In Empirical Asset Pricing via Machine Learning, Shihao Gu, Bryan Kelly, and Dacheng Xiu test a variety of machine learning algorithms to predict stock returns and pit them against traditional linear models.

Using over 900 potential return predictors, they evaluate these methods on both cross-sectional stock selection and time-series market timing tasks and conclude:

  • Expanding a linear model to include 900+ predictors causes it to overfit disastrously (out-of-sample R² < 0), but applying penalisation or dimensionality reduction recovers modest predictability (~0.26% monthly R²).
  • Allowing nonlinear interactions like tree-based and neural network models boost stock-level predictive power to ~0.33–0.40% R², a significant improvement given the noisy nature of returns.
  • Market timing with ML adds substantial value: a neural-network strategy achieved an out-of-sample Sharpe ratio of 0.77, versus 0.51 for a static S&P 500).
  • A long–short decile portfolio of stocks ranked by a neural network's predictions earned Sharpe ratios of 1.35 (value-weighted) and 2.45 (equal-weighted), more than double the 0.61 and 0.83 achieved by a linear model.
  • Despite using hundreds of features, all methods consistently identify the same top predictive signals as the dominant predictors of stock returns: momentum, liquidity, and volatility.
  • ML's predictive edge is broad-based: neural networks achieved R² gains even for large-cap stocks (~0.5–0.7% monthly), not just in small-cap niches.

The best-performing algorithms are nonlinear models (trees and neural nets) that capture complex predictor interactions missed by linear approaches.

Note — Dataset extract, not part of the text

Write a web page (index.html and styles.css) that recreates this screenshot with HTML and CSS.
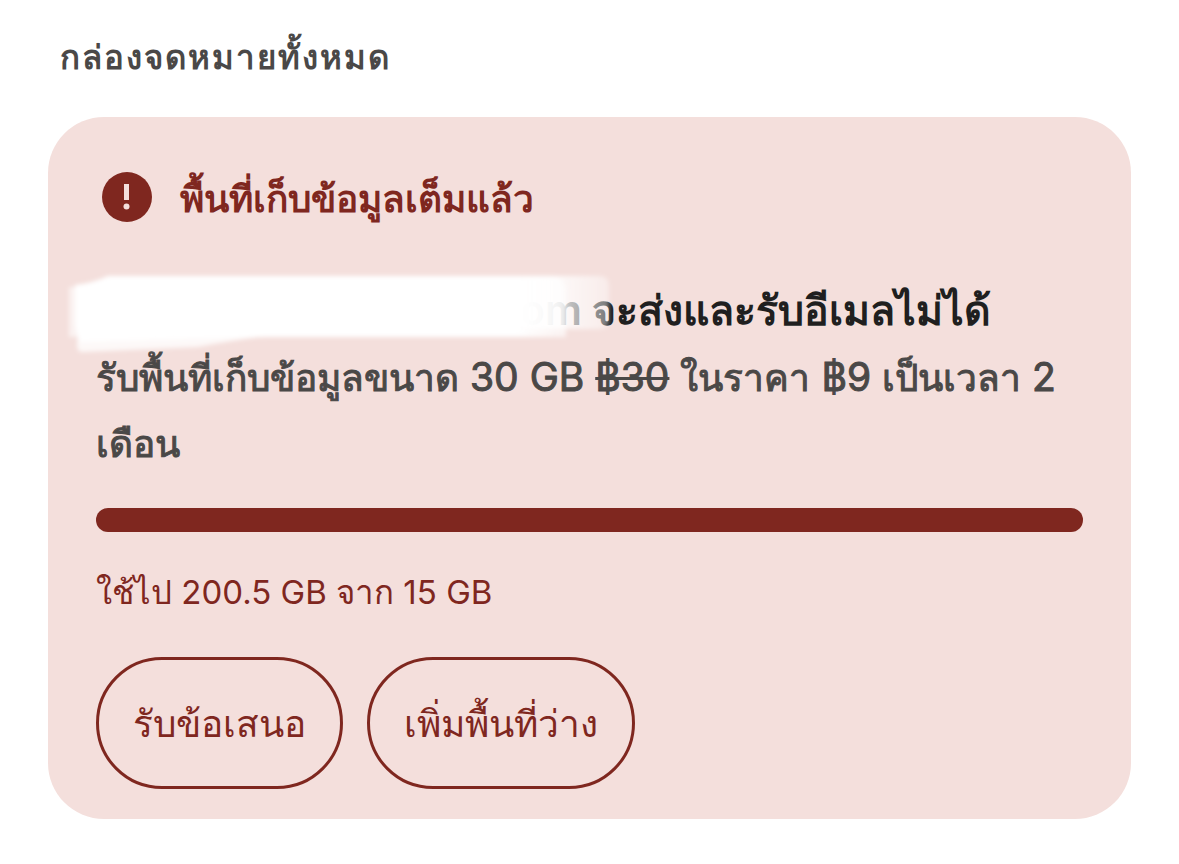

Importantly, the algorithms consistently rediscover known factors like momentum, liquidity, and volatility and confirm the primacy of these traditional return drivers.

Despite the promising results, even the best ML models explain only a small fraction of return variance (monthly R² well below 1%), as most fluctuations are driven by unpredictable news.

Moreover, high-turnover strategies could in practice face liquidity constraints and trading costs that erode their excess returns, especially when involving small cap stocks. The highest Sharpe (2.45) came from an equal-weighted strategy that heavily tilts toward micro-cap stocks, which may be impossible at scale due to market impact.